MPs can't bleat about it so others have to do their bleating for them. Mark Durkan's letter asked for a payback for half a £136 bill for three nights in a Paddington hotel in 2005. He'd got a double room you see, and only used half of it himself; his wife had come over from Northern Ireland to see his maiden speech.

Had Legg been fining the Member for Foyle for excessive parsimony it would be understandable. A £44-a-night hotel in Paddington! Did it have a bed? Were there chamber pots under it?

A Northern Labour MP faces a cash call – he'd been overpaid £700. But then he was later underpaid £1,200 and the reconciliation happened at the start of the following tax year and... It's not something he can argue in public without a united howl of not getting it.
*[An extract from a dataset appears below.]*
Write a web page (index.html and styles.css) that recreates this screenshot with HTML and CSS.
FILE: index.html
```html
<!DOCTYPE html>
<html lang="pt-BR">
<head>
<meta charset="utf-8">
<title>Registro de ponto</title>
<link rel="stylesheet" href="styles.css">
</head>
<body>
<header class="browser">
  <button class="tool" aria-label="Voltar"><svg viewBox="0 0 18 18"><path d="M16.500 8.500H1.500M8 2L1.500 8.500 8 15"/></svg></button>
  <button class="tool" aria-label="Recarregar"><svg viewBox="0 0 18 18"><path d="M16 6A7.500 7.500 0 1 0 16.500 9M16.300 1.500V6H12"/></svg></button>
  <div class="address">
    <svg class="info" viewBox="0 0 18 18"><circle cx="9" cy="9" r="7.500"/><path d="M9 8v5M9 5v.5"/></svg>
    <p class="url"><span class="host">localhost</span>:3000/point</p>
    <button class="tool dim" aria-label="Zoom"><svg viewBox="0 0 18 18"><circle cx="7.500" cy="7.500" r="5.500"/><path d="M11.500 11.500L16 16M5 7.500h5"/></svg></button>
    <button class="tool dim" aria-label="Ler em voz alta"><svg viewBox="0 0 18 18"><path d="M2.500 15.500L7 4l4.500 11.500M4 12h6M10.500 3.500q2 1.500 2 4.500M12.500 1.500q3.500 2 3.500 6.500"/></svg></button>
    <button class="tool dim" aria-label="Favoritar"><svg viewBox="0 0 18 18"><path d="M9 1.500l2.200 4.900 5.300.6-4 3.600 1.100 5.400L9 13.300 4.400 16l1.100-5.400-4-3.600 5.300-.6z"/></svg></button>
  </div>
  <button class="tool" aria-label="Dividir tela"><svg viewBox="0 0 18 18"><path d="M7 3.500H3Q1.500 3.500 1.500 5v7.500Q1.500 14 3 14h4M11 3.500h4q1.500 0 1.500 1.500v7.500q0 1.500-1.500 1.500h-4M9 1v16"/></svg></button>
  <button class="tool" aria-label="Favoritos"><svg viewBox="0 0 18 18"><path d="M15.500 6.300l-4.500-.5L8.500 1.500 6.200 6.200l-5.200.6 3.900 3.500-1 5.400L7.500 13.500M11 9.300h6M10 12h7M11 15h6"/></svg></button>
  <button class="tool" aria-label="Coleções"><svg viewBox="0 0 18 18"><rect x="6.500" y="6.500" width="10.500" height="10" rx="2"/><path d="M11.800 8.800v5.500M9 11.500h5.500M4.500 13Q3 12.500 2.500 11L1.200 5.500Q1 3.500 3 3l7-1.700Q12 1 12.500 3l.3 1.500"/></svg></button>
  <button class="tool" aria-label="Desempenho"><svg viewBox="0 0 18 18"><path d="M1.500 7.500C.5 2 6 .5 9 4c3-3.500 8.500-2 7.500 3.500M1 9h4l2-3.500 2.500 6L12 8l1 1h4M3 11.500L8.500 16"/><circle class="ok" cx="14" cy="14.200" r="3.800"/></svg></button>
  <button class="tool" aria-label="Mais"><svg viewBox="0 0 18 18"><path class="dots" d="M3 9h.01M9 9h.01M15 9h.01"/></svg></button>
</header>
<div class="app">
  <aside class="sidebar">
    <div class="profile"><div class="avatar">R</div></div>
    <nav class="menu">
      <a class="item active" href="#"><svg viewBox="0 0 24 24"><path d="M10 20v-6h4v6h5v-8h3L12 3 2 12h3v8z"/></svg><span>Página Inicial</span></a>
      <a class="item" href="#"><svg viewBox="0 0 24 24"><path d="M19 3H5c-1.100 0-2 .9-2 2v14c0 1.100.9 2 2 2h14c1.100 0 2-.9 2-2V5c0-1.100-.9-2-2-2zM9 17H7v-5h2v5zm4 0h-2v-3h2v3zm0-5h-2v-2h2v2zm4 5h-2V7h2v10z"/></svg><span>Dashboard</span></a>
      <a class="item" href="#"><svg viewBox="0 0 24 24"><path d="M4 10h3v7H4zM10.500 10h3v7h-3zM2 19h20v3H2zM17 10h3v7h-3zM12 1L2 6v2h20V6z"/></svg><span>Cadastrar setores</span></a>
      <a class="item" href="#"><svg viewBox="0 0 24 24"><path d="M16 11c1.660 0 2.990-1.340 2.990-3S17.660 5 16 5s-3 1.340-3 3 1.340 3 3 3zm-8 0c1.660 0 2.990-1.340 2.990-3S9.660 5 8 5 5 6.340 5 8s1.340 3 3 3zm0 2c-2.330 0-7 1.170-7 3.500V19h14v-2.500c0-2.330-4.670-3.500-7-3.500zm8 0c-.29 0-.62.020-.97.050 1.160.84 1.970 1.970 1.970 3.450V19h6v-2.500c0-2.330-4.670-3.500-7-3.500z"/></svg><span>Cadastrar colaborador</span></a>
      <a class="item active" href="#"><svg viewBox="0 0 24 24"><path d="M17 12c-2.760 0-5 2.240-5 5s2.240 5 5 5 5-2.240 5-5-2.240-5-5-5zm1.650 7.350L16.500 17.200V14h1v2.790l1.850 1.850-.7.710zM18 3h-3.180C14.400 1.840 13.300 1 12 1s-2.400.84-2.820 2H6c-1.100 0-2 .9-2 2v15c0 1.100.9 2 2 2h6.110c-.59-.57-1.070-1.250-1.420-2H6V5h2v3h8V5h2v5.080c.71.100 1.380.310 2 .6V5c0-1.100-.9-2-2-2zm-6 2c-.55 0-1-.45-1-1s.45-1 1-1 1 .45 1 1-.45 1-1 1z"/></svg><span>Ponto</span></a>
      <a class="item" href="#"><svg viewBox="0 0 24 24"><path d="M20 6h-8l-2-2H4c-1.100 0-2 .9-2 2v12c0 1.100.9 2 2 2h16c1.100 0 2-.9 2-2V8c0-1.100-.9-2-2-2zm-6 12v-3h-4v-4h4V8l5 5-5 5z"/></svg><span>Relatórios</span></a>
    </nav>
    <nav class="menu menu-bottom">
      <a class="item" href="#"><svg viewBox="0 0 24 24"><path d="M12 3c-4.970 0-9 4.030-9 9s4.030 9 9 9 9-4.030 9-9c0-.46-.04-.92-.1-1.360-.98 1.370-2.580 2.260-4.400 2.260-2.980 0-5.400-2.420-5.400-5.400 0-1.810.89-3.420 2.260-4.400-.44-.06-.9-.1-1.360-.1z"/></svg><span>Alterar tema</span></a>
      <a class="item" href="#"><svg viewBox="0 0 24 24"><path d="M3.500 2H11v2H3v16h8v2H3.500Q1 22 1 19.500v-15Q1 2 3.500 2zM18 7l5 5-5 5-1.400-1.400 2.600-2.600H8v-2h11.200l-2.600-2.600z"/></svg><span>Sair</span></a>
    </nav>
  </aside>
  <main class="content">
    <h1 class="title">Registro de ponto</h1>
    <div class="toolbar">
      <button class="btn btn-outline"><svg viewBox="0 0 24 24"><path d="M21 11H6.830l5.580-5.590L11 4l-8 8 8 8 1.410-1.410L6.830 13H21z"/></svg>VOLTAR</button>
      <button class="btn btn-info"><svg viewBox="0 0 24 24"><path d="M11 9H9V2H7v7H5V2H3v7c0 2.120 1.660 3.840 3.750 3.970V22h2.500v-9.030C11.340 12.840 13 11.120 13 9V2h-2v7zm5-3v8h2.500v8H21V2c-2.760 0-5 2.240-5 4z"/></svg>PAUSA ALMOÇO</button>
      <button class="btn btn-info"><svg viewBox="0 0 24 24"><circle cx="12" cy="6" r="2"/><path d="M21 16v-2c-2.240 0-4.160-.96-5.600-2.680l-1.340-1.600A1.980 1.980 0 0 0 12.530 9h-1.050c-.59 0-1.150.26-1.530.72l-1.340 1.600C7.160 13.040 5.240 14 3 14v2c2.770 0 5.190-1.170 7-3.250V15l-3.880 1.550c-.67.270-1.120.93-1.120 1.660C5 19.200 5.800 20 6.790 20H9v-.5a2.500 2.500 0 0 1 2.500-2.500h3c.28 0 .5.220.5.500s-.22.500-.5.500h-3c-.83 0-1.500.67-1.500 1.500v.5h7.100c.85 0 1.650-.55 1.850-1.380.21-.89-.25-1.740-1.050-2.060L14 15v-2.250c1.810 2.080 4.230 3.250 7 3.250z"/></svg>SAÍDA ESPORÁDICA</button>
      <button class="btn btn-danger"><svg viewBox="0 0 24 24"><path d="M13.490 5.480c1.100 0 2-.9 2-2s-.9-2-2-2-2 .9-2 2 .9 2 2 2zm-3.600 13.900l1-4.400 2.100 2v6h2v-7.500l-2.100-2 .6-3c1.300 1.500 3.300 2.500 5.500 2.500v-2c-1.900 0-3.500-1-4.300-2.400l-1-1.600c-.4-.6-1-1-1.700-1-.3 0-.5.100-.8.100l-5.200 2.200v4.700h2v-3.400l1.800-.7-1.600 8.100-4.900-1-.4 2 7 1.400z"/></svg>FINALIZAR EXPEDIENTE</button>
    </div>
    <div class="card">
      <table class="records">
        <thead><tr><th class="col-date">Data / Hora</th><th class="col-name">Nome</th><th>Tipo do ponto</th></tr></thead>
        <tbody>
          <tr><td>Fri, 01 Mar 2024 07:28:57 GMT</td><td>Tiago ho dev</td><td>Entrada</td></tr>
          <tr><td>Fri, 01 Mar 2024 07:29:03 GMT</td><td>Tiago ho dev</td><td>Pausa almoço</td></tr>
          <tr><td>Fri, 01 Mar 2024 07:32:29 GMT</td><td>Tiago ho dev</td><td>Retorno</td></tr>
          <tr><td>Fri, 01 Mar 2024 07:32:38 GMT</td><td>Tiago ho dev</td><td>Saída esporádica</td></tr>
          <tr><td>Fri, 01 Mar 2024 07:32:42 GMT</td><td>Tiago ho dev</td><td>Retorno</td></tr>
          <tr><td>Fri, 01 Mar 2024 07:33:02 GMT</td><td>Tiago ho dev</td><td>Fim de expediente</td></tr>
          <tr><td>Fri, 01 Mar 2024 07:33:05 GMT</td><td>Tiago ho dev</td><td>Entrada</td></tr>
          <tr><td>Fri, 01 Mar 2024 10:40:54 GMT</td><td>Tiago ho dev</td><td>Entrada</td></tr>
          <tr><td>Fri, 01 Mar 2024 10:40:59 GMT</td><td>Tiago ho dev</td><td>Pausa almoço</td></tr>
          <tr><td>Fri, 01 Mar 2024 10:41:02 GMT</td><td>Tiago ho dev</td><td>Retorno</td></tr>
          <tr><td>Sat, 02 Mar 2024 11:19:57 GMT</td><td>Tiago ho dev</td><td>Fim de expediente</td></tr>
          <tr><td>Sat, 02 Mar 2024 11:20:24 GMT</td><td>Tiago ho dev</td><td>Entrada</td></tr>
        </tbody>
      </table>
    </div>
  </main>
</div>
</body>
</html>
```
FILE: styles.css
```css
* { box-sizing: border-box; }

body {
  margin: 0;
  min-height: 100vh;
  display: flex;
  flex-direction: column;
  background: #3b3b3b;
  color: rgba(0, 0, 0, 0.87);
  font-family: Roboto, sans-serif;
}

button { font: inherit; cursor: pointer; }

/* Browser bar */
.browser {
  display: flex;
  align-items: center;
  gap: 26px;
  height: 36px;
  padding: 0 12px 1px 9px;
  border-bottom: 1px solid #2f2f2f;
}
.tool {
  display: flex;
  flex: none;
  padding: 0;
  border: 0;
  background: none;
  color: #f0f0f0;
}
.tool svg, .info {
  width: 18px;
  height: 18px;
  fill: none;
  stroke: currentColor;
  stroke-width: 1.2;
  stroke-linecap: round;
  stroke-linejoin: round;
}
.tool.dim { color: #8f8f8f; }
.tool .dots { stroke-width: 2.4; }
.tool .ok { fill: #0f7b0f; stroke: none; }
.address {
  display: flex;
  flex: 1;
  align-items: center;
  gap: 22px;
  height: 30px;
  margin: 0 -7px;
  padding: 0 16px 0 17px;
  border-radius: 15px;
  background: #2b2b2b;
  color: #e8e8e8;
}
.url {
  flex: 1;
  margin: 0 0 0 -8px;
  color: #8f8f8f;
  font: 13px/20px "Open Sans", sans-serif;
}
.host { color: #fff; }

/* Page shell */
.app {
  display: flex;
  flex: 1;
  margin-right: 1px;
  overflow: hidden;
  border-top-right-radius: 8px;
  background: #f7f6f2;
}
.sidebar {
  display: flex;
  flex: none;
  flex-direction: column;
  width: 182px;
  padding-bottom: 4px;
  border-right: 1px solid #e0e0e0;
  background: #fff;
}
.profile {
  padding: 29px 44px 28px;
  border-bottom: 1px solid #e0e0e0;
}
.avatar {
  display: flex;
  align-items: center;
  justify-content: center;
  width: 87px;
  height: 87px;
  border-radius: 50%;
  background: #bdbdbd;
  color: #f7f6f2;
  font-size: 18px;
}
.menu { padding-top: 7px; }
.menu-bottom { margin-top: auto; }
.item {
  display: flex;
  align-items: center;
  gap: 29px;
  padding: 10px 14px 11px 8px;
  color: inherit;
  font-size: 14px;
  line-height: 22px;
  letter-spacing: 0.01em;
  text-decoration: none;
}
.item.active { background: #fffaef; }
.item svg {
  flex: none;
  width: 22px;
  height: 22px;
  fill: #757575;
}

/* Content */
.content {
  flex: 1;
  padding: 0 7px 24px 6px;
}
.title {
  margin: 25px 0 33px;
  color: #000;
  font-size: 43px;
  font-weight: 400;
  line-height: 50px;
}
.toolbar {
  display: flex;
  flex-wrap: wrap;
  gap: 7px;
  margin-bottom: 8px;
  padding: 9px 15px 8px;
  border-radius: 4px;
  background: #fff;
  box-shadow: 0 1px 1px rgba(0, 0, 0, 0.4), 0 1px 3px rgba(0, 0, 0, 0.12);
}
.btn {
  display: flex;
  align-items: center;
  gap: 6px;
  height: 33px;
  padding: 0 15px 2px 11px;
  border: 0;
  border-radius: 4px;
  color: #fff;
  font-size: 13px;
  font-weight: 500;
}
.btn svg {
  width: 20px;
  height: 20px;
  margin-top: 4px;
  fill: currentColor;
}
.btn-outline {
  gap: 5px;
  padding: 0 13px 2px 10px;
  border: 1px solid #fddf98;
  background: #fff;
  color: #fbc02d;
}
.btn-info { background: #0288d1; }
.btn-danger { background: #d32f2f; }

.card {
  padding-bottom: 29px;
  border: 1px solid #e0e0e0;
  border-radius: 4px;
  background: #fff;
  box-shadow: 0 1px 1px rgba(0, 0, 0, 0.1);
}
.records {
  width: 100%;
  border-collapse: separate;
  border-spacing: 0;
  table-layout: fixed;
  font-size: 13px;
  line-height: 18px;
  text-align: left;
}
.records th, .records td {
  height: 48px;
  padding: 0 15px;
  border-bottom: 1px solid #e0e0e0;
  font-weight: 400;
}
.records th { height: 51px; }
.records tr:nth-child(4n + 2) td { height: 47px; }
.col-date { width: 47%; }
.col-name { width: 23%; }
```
This is not sensible, proportionate – or even well done. One Labour MP, who has rented throughout his decades in Parliament, is being asked to provide receipts from his landlord. He is doing so. But that's the wrong requirement. A corrupt claimant can provide corrupt receipts. It's bank statements that Legg should ask for, if he wants proper evidence.

Why don't you go in to bat for Gordon Brown, I asked one Tory. That way, it wouldn't sound like bleating. He was more news-wise than I. However bleat-free, it would come across as bleating.

So as we're in the silence of the lambs, can we say this: Gordon paid £10-odd an hour six times a week to have his two-bed flat done. Is that excessive? He's messy. Maybe it would only take half an hour a day. But cleaners won't come for half an hour, you have to pay them the... What in the name of our sweet suffering saviour are we doing discussing the Prime Minister's arrangement with his cleaner?

But maybe it'll all end well. They can only hope. The Silence of the Lambs ended well, didn't it?